The station stayed off the air until the end of 1993. During its downtime, SMI was dissolved, and the license for KSUA was transferred to the UA Board of Regents, to be held in trust for the students of UAF. In September the Associated Students University of Alaska Fairbanks (ASUAF) bill, called "Governance Agreement For The KSUA Media Board", was passed. It recreated KSUA as a public radio station, under the authority of the new KSUA Media Board. The station's chief engineer brought the system up to FCC standards. A new antenna was purchased, placed on the Moore Residence Hall on the Upper Campus. When KSUA came back on the air, it had new equipment and new management. The new KSUA came back on the air December 2, 1993, playing the same song the station had shut down with: Pearl Jam's "Alive."

Until 1982—just years before KSUA went on air—the portion of the FM band below 100 MHz, including the typical noncommercial educational reserved band of 88–92 MHz, was reserved in Alaska for telecommunications purposes. As a result, KSUA and KUAC, as well as other public radio stations in Alaska such as KSKA, operated on licenses that, if sold, could be converted to commercial operation. With KSUA now operating as a public radio station, Borealis Broadcasting, a local media company wanted its frequency for a new commercial station. Borealis purchased the defunct KUWL, a Christian radio station that had operated at 91.5 FM from 1985 to 1993, and swapped it to the university for the 103.9 frequency, which could be operated commercially.

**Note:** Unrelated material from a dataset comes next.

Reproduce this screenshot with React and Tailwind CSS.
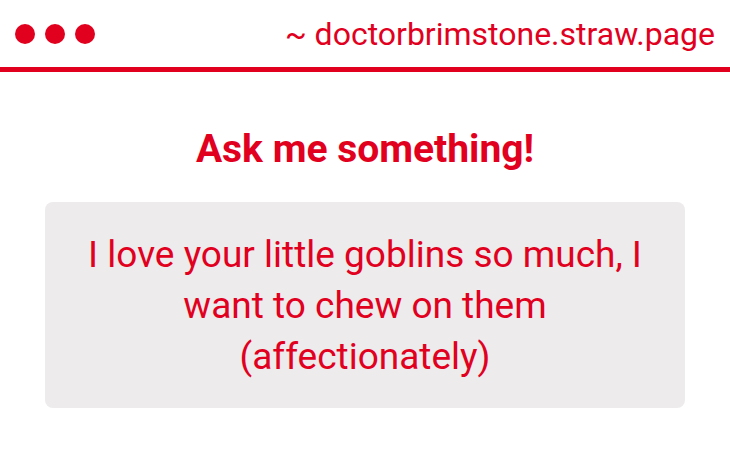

In exchange, the university received a new antenna and transmitter system valued at $26,000, as well as $10,000 in additional payments—all extremely valuable in the face of budget cuts. As a result, in April 1996, KSUA moved to 91.5 FM, and Borealis started a new commercial station, also named KUWL, at 103.9 with the former KSUA license.

==Sports==
KSUA provides live play-by-play coverage of University of Alaska Nanooks hockey. Veteran broadcaster Bruce Cech is the play-by-play announcer for all Nanook hockey games. KSUA streams all games live on their website. KSUA is the only radio station to provide Nanook hockey game coverage as no commercial radio station throughout the Fairbanks radio market airs their games.

==General managers==
There can be anywhere from 30 to 100 volunteers at one time, normally managed by 6-9 paid student staff members (depending on the needs at the time). These positions are normally kept for a year or two and are reviewed annually by the general manager. The general manager in turn is reviewed by the Media Board. The Media Board is a small board of volunteer UAF students and UAF staff who oversee the monthly operations of the station and the general manager. They also approve the annual budget and assist in helping the general manager make large decisions.

==Awards==
As of Fall 2019, KSUA has won over 100 statewide broadcasting awards. In 2012 it was among the top 10 college stations nationwide competing for the MTV college radio woodie award. The next year KSUA won the College Radio Woodie Award.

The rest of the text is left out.